> AIM OF THE TASK
Produce an exact transcription of the listing below, omitting the pictures.

> DATA
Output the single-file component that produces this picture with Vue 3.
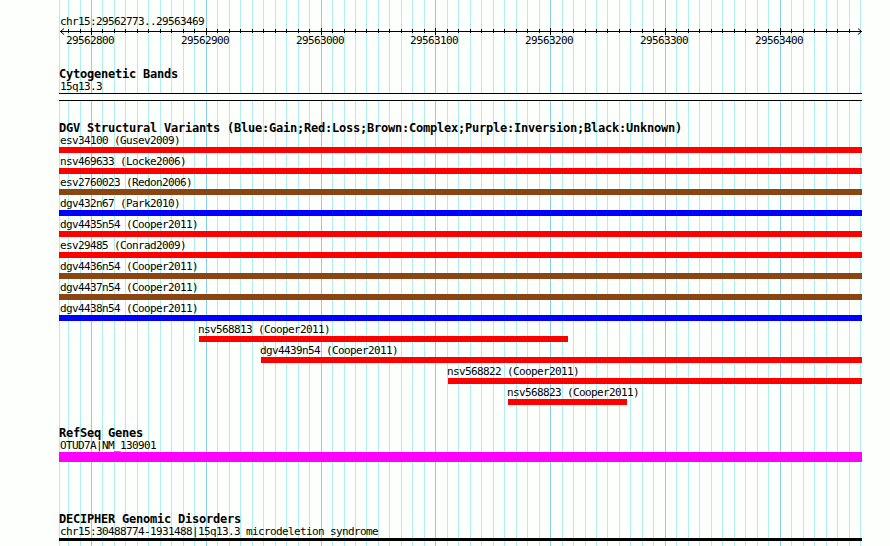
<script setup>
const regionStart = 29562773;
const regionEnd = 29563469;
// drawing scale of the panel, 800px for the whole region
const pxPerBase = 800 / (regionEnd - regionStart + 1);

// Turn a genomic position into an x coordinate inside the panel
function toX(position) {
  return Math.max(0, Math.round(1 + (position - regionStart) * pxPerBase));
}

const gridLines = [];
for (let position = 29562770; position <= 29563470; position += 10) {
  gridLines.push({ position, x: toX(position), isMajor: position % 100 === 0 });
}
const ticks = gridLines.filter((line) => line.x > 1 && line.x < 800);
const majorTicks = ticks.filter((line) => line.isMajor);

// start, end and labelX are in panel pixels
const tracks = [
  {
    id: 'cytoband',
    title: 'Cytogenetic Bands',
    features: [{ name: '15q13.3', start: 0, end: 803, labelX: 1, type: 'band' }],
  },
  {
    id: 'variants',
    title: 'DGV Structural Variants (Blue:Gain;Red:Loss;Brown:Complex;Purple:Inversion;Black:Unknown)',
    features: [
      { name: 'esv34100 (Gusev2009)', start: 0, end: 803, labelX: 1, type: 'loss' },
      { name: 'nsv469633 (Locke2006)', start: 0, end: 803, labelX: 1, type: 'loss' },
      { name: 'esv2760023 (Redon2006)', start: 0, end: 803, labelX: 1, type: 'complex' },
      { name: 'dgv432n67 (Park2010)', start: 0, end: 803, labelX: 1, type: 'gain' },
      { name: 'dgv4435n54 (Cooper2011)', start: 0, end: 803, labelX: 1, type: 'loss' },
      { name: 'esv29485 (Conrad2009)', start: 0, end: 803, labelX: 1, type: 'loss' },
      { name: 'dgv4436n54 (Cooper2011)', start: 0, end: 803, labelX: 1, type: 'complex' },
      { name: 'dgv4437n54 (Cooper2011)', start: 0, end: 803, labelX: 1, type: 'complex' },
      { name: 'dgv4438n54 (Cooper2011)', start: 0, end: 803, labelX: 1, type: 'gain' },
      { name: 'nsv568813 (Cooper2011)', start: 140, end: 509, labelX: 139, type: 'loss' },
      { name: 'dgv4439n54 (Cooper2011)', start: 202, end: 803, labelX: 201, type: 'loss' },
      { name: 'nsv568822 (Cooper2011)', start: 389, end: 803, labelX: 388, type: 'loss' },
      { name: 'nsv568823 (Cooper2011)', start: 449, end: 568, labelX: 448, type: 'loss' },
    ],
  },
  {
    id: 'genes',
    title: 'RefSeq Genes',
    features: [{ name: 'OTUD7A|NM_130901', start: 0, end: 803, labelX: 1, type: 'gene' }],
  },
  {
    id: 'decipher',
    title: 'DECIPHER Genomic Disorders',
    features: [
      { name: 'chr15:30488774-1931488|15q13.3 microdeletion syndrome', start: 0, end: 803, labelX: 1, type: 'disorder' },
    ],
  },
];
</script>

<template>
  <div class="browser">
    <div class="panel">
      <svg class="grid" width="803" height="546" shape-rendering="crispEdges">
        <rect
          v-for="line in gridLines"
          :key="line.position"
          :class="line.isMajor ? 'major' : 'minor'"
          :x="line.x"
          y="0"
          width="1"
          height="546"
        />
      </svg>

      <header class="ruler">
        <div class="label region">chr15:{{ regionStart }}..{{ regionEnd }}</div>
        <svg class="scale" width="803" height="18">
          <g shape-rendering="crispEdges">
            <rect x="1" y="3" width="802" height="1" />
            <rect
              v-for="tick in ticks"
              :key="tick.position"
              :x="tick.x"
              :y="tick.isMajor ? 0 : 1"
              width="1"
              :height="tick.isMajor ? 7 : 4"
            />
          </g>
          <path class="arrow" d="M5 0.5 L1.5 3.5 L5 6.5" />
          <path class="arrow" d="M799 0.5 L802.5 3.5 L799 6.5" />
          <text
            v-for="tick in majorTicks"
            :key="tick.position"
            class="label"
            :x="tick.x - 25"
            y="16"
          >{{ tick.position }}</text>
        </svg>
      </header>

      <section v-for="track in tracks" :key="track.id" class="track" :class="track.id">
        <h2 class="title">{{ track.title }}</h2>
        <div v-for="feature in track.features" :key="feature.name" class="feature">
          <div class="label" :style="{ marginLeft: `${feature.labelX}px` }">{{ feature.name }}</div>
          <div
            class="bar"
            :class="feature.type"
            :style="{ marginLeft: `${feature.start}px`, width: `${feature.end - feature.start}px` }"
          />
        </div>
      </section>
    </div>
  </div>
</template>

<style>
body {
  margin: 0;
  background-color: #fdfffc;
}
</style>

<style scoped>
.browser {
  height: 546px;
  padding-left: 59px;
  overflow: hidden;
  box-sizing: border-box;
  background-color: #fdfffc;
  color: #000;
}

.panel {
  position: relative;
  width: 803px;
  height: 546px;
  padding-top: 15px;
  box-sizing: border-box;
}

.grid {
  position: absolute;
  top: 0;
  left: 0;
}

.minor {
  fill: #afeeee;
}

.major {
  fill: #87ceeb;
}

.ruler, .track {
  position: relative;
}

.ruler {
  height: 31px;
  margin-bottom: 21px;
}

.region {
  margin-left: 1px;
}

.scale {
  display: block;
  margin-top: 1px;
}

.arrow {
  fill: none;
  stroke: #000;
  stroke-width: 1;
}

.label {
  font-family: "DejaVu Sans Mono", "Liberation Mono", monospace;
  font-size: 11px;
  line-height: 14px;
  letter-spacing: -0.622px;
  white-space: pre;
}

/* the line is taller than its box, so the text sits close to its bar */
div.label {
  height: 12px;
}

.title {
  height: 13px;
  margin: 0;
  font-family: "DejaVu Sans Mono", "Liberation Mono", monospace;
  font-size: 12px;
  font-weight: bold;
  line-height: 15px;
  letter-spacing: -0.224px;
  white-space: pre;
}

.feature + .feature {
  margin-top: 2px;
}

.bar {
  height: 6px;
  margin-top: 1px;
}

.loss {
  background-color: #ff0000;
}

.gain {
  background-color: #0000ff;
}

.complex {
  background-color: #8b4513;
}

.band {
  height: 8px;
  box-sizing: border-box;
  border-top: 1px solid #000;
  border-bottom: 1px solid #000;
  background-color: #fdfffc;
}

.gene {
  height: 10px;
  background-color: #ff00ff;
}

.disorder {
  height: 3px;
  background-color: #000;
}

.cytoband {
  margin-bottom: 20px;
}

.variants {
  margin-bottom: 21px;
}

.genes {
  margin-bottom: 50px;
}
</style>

> SOLUTION TO THIS EXERCISE
Output the single-file component that produces this picture with Vue 3.
<script setup>
const regionStart = 29562773;
const regionEnd = 29563469;
// drawing scale of the panel, 800px for the whole region
const pxPerBase = 800 / (regionEnd - regionStart + 1);

// Turn a genomic position into an x coordinate inside the panel
function toX(position) {
  return Math.max(0, Math.round(1 + (position - regionStart) * pxPerBase));
}

const gridLines = [];
for (let position = 29562770; position <= 29563470; position += 10) {
  gridLines.push({ position, x: toX(position), isMajor: position % 100 === 0 });
}
const ticks = gridLines.filter((line) => line.x > 1 && line.x < 800);
const majorTicks = ticks.filter((line) => line.isMajor);

// start, end and labelX are in panel pixels
const tracks = [
  {
    id: 'cytoband',
    title: 'Cytogenetic Bands',
    features: [{ name: '15q13.3', start: 0, end: 803, labelX: 1, type: 'band' }],
  },
  {
    id: 'variants',
    title: 'DGV Structural Variants (Blue:Gain;Red:Loss;Brown:Complex;Purple:Inversion;Black:Unknown)',
    features: [
      { name: 'esv34100 (Gusev2009)', start: 0, end: 803, labelX: 1, type: 'loss' },
      { name: 'nsv469633 (Locke2006)', start: 0, end: 803, labelX: 1, type: 'loss' },
      { name: 'esv2760023 (Redon2006)', start: 0, end: 803, labelX: 1, type: 'complex' },
      { name: 'dgv432n67 (Park2010)', start: 0, end: 803, labelX: 1, type: 'gain' },
      { name: 'dgv4435n54 (Cooper2011)', start: 0, end: 803, labelX: 1, type: 'loss' },
      { name: 'esv29485 (Conrad2009)', start: 0, end: 803, labelX: 1, type: 'loss' },
      { name: 'dgv4436n54 (Cooper2011)', start: 0, end: 803, labelX: 1, type: 'complex' },
      { name: 'dgv4437n54 (Cooper2011)', start: 0, end: 803, labelX: 1, type: 'complex' },
      { name: 'dgv4438n54 (Cooper2011)', start: 0, end: 803, labelX: 1, type: 'gain' },
      { name: 'nsv568813 (Cooper2011)', start: 140, end: 509, labelX: 139, type: 'loss' },
      { name: 'dgv4439n54 (Cooper2011)', start: 202, end: 803, labelX: 201, type: 'loss' },
      { name: 'nsv568822 (Cooper2011)', start: 389, end: 803, labelX: 388, type: 'loss' },
      { name: 'nsv568823 (Cooper2011)', start: 449, end: 568, labelX: 448, type: 'loss' },
    ],
  },
  {
    id: 'genes',
    title: 'RefSeq Genes',
    features: [{ name: 'OTUD7A|NM_130901', start: 0, end: 803, labelX: 1, type: 'gene' }],
  },
  {
    id: 'decipher',
    title: 'DECIPHER Genomic Disorders',
    features: [
      { name: 'chr15:30488774-1931488|15q13.3 microdeletion syndrome', start: 0, end: 803, labelX: 1, type: 'disorder' },
    ],
  },
];
</script>

<template>
  <div class="browser">
    <div class="panel">
      <svg class="grid" width="803" height="546" shape-rendering="crispEdges">
        <rect
          v-for="line in gridLines"
          :key="line.position"
          :class="line.isMajor ? 'major' : 'minor'"
          :x="line.x"
          y="0"
          width="1"
          height="546"
        />
      </svg>

      <header class="ruler">
        <div class="label region">chr15:{{ regionStart }}..{{ regionEnd }}</div>
        <svg class="scale" width="803" height="18">
          <g shape-rendering="crispEdges">
            <rect x="1" y="3" width="802" height="1" />
            <rect
              v-for="tick in ticks"
              :key="tick.position"
              :x="tick.x"
              :y="tick.isMajor ? 0 : 1"
              width="1"
              :height="tick.isMajor ? 7 : 4"
            />
          </g>
          <path class="arrow" d="M5 0.5 L1.5 3.5 L5 6.5" />
          <path class="arrow" d="M799 0.5 L802.5 3.5 L799 6.5" />
          <text
            v-for="tick in majorTicks"
            :key="tick.position"
            class="label"
            :x="tick.x - 25"
            y="16"
          >{{ tick.position }}</text>
        </svg>
      </header>

      <section v-for="track in tracks" :key="track.id" class="track" :class="track.id">
        <h2 class="title">{{ track.title }}</h2>
        <div v-for="feature in track.features" :key="feature.name" class="feature">
          <div class="label" :style="{ marginLeft: `${feature.labelX}px` }">{{ feature.name }}</div>
          <div
            class="bar"
            :class="feature.type"
            :style="{ marginLeft: `${feature.start}px`, width: `${feature.end - feature.start}px` }"
          />
        </div>
      </section>
    </div>
  </div>
</template>

<style>
body {
  margin: 0;
  background-color: #fdfffc;
}
</style>

<style scoped>
.browser {
  height: 546px;
  padding-left: 59px;
  overflow: hidden;
  box-sizing: border-box;
  background-color: #fdfffc;
  color: #000;
}

.panel {
  position: relative;
  width: 803px;
  height: 546px;
  padding-top: 15px;
  box-sizing: border-box;
}

.grid {
  position: absolute;
  top: 0;
  left: 0;
}

.minor {
  fill: #afeeee;
}

.major {
  fill: #87ceeb;
}

.ruler, .track {
  position: relative;
}

.ruler {
  height: 31px;
  margin-bottom: 21px;
}

.region {
  margin-left: 1px;
}

.scale {
  display: block;
  margin-top: 1px;
}

.arrow {
  fill: none;
  stroke: #000;
  stroke-width: 1;
}

.label {
  font-family: "DejaVu Sans Mono", "Liberation Mono", monospace;
  font-size: 11px;
  line-height: 14px;
  letter-spacing: -0.622px;
  white-space: pre;
}

/* the line is taller than its box, so the text sits close to its bar */
div.label {
  height: 12px;
}

.title {
  height: 13px;
  margin: 0;
  font-family: "DejaVu Sans Mono", "Liberation Mono", monospace;
  font-size: 12px;
  font-weight: bold;
  line-height: 15px;
  letter-spacing: -0.224px;
  white-space: pre;
}

.feature + .feature {
  margin-top: 2px;
}

.bar {
  height: 6px;
  margin-top: 1px;
}

.loss {
  background-color: #ff0000;
}

.gain {
  background-color: #0000ff;
}

.complex {
  background-color: #8b4513;
}

.band {
  height: 8px;
  box-sizing: border-box;
  border-top: 1px solid #000;
  border-bottom: 1px solid #000;
  background-color: #fdfffc;
}

.gene {
  height: 10px;
  background-color: #ff00ff;
}

.disorder {
  height: 3px;
  background-color: #000;
}

.cytoband {
  margin-bottom: 20px;
}

.variants {
  margin-bottom: 21px;
}

.genes {
  margin-bottom: 50px;
}
</style>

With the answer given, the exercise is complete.